Across the entries, how many lines have the string "Output" in them? Reply with only a number.

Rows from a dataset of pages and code
::::::::::

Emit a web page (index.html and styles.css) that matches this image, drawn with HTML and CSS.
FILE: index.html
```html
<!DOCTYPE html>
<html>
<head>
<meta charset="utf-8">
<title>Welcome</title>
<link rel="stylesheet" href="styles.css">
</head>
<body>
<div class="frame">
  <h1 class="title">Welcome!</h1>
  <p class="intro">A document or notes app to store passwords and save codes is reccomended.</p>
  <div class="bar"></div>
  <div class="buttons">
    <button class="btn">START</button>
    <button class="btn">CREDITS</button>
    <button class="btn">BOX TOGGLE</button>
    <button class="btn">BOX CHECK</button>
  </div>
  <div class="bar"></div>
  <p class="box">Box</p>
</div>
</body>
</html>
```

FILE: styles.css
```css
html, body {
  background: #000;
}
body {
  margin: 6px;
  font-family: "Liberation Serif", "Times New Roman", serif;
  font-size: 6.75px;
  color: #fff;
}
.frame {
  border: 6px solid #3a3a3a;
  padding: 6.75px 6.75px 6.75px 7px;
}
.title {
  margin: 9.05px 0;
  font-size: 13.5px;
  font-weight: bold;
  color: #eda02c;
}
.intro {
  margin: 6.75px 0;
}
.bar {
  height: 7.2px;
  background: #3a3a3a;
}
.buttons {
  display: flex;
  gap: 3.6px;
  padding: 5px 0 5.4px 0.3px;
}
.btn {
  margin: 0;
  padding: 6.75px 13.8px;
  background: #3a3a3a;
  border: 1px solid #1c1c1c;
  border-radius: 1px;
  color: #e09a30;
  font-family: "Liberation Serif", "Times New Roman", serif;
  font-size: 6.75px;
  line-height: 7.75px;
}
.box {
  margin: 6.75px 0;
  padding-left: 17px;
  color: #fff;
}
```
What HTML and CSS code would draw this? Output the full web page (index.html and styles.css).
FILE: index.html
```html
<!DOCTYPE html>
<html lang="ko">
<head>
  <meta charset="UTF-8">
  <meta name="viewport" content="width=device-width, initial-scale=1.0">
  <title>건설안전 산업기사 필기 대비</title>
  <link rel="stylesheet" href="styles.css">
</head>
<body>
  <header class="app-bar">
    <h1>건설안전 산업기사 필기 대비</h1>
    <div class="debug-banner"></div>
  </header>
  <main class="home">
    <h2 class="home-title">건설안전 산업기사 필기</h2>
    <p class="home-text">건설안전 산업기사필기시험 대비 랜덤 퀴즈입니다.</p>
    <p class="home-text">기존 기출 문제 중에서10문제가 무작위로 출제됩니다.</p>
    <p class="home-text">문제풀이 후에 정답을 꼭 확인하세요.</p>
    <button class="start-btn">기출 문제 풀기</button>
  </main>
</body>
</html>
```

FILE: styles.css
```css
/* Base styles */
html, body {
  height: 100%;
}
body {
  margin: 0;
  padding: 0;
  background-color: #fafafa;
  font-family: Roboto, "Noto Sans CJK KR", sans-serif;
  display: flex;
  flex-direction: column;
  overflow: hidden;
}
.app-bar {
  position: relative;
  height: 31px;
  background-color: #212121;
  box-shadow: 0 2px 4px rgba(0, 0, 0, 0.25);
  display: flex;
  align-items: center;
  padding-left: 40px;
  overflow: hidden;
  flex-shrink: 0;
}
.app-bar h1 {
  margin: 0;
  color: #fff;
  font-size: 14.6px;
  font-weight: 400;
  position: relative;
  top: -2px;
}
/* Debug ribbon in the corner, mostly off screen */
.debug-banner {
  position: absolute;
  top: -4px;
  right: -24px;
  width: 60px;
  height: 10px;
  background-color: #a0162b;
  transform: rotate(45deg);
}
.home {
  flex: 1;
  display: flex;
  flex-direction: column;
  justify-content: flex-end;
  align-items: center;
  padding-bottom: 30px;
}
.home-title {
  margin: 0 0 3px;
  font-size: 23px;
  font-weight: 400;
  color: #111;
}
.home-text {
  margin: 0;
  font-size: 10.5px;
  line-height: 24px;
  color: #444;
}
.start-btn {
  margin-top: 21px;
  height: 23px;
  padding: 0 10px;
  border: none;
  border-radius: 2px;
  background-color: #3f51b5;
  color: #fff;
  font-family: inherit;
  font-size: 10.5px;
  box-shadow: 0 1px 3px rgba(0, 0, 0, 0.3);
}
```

::::::::::

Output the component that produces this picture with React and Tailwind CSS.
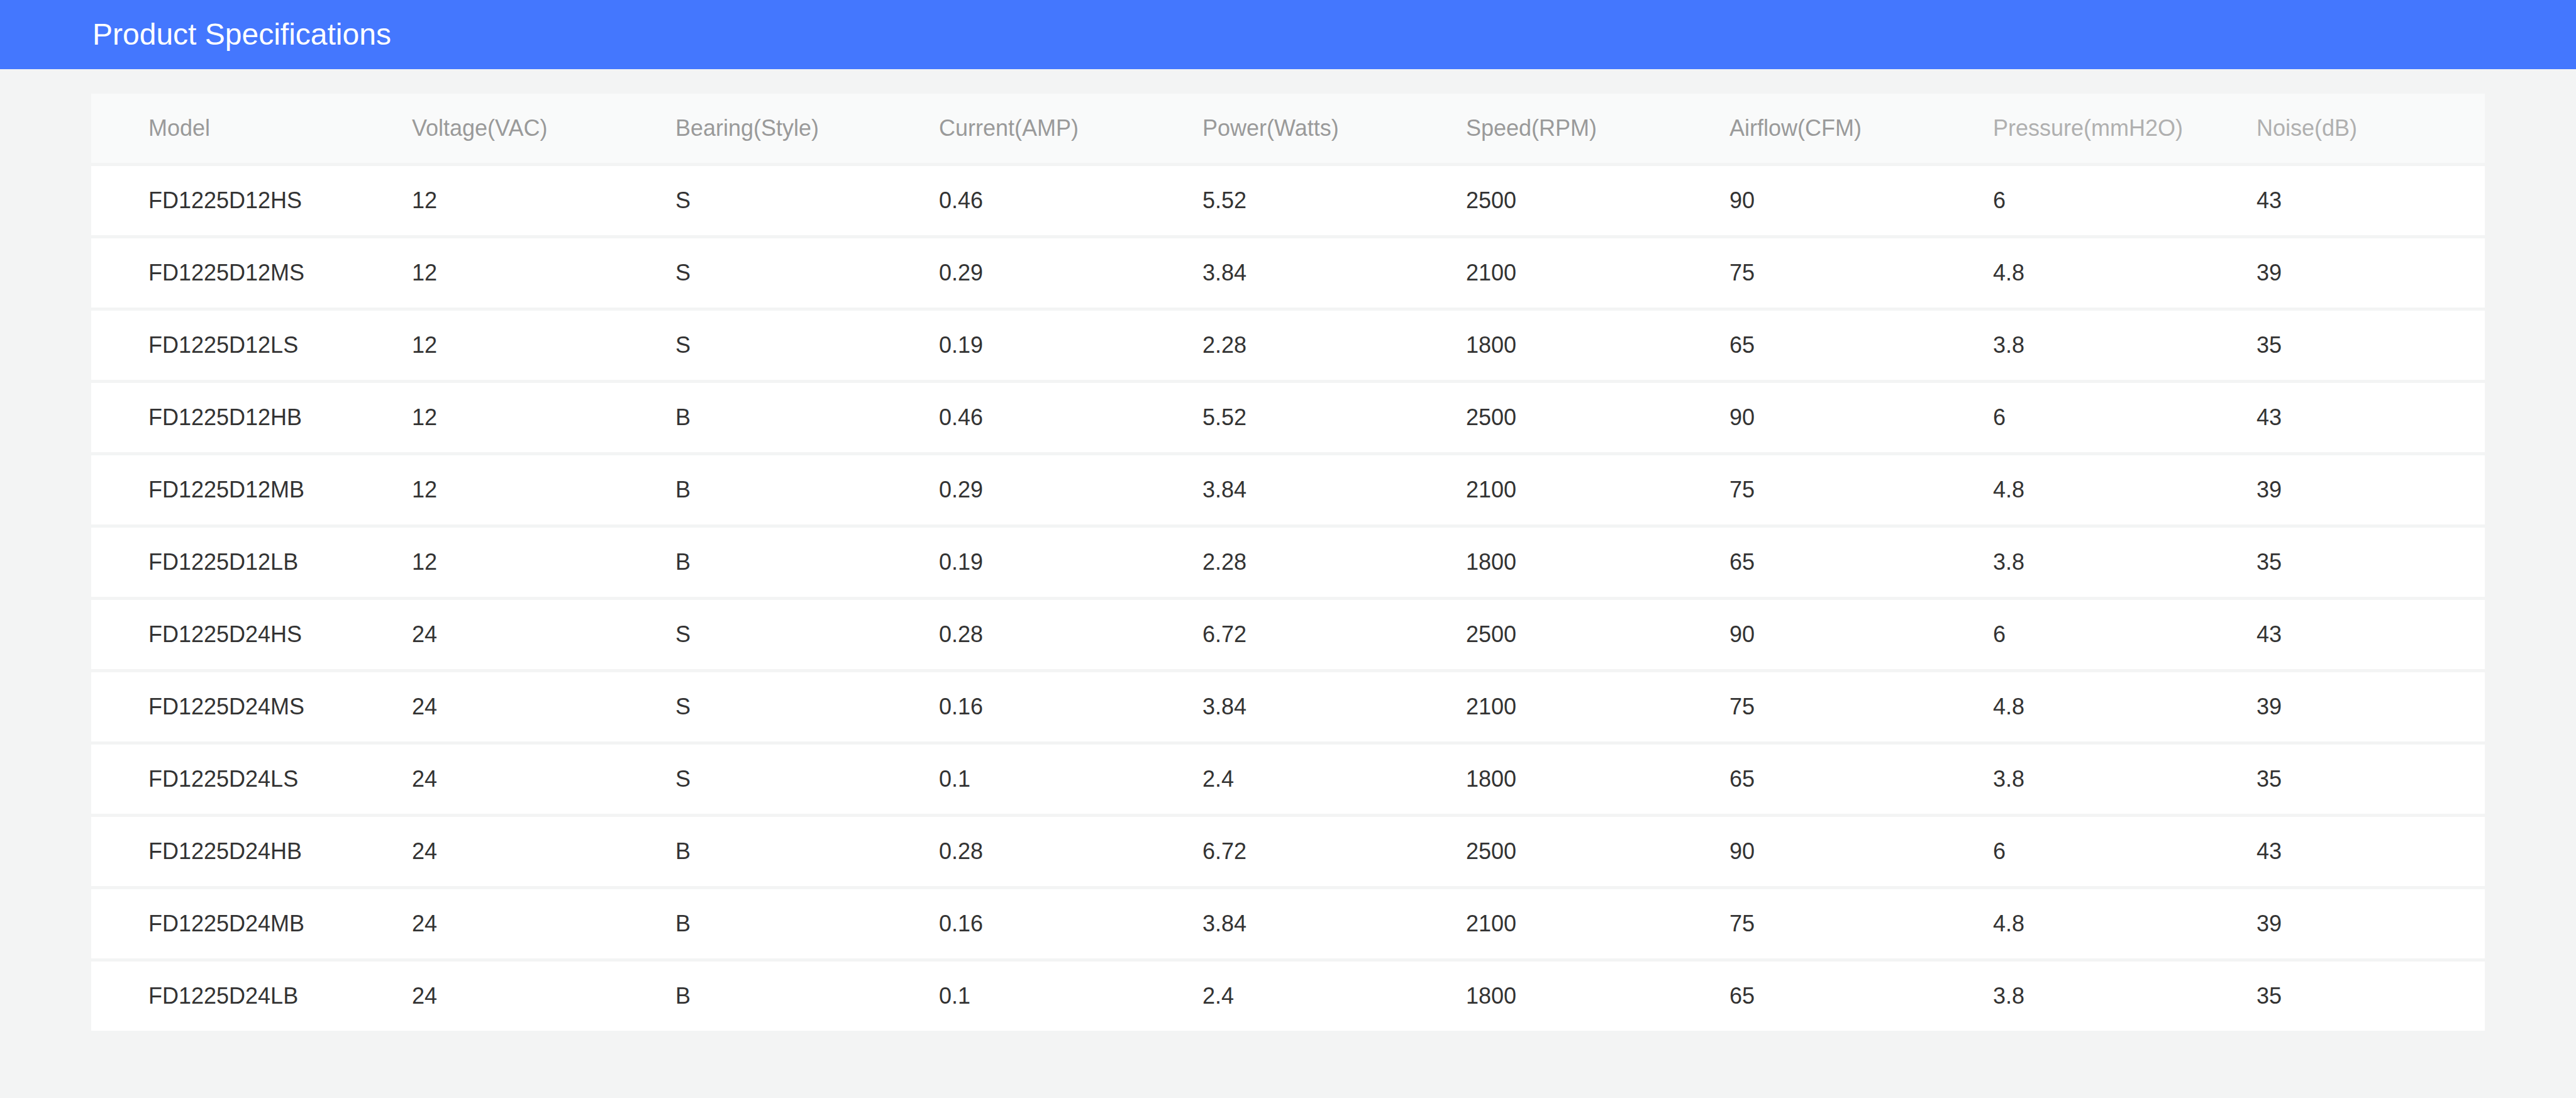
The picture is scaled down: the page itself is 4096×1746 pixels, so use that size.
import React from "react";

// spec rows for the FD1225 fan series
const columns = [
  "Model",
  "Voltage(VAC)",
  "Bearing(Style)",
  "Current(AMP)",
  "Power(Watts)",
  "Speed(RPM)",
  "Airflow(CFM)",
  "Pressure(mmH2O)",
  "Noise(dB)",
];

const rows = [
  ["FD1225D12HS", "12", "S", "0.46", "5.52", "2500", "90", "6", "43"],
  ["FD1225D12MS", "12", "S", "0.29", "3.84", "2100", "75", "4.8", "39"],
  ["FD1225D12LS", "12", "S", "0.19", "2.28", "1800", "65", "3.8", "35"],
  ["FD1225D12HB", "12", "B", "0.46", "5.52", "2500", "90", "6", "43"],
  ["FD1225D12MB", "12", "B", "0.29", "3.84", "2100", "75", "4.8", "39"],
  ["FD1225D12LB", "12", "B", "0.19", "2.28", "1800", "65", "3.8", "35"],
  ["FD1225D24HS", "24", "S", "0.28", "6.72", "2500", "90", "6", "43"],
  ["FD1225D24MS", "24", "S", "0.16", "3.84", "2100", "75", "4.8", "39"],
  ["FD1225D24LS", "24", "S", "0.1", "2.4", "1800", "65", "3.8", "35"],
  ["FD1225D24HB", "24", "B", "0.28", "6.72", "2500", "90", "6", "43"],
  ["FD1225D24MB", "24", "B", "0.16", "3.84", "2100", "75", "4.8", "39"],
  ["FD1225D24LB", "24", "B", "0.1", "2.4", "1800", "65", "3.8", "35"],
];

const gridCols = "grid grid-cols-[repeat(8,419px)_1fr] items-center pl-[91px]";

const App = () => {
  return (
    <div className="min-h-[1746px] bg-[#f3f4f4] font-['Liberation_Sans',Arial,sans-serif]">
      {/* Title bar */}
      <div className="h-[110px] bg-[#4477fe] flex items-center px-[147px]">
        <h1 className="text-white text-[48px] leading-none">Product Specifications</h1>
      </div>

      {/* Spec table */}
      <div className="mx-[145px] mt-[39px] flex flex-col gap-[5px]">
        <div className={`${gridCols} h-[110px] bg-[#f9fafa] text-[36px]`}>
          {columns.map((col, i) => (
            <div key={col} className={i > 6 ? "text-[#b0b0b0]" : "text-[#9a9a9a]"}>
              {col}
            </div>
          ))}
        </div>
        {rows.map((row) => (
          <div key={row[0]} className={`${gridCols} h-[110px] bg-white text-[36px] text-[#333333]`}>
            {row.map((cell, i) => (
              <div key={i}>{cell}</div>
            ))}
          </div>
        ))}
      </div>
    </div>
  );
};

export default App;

::::::::::

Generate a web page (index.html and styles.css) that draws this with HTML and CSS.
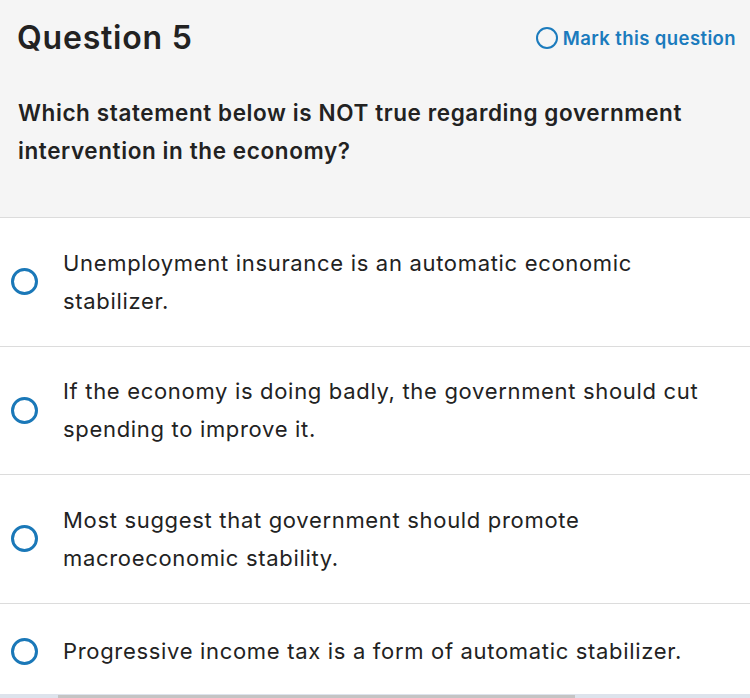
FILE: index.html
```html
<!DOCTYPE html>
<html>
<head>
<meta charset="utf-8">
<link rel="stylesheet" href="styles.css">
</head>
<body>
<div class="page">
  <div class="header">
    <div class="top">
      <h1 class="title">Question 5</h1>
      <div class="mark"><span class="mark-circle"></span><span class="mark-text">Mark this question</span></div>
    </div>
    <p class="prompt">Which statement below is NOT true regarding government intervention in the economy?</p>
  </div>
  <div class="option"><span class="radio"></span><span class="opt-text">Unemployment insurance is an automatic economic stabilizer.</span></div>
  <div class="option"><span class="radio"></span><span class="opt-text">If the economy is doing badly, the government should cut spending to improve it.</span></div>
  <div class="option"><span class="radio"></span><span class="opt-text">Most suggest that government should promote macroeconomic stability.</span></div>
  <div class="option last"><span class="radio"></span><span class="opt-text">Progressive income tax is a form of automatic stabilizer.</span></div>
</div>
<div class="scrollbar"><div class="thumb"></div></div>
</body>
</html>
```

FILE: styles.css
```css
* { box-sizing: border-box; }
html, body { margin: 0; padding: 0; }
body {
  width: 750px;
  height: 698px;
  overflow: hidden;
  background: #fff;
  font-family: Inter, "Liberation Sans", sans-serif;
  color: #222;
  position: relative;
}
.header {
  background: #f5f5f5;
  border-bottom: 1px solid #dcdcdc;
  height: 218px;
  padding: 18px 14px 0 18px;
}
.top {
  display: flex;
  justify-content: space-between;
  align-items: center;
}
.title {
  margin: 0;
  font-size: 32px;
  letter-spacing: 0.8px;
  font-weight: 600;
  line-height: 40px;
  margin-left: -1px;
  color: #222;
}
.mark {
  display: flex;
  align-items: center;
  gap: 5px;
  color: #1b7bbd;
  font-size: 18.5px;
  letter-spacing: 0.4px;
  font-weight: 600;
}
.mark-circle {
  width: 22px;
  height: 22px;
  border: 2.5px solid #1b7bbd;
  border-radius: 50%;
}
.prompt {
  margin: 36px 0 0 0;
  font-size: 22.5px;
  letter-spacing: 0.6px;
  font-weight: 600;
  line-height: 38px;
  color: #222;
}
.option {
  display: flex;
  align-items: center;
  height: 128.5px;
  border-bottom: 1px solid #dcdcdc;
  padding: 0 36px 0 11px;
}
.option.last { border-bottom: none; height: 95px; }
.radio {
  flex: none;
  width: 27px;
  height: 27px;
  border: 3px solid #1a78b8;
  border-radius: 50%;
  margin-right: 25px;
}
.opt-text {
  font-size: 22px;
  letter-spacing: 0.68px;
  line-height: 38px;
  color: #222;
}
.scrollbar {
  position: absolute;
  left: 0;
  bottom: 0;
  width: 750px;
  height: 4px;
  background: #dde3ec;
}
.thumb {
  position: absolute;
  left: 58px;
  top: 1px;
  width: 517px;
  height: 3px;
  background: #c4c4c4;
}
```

::::::::::

_EXERCISE ANSWER_.
2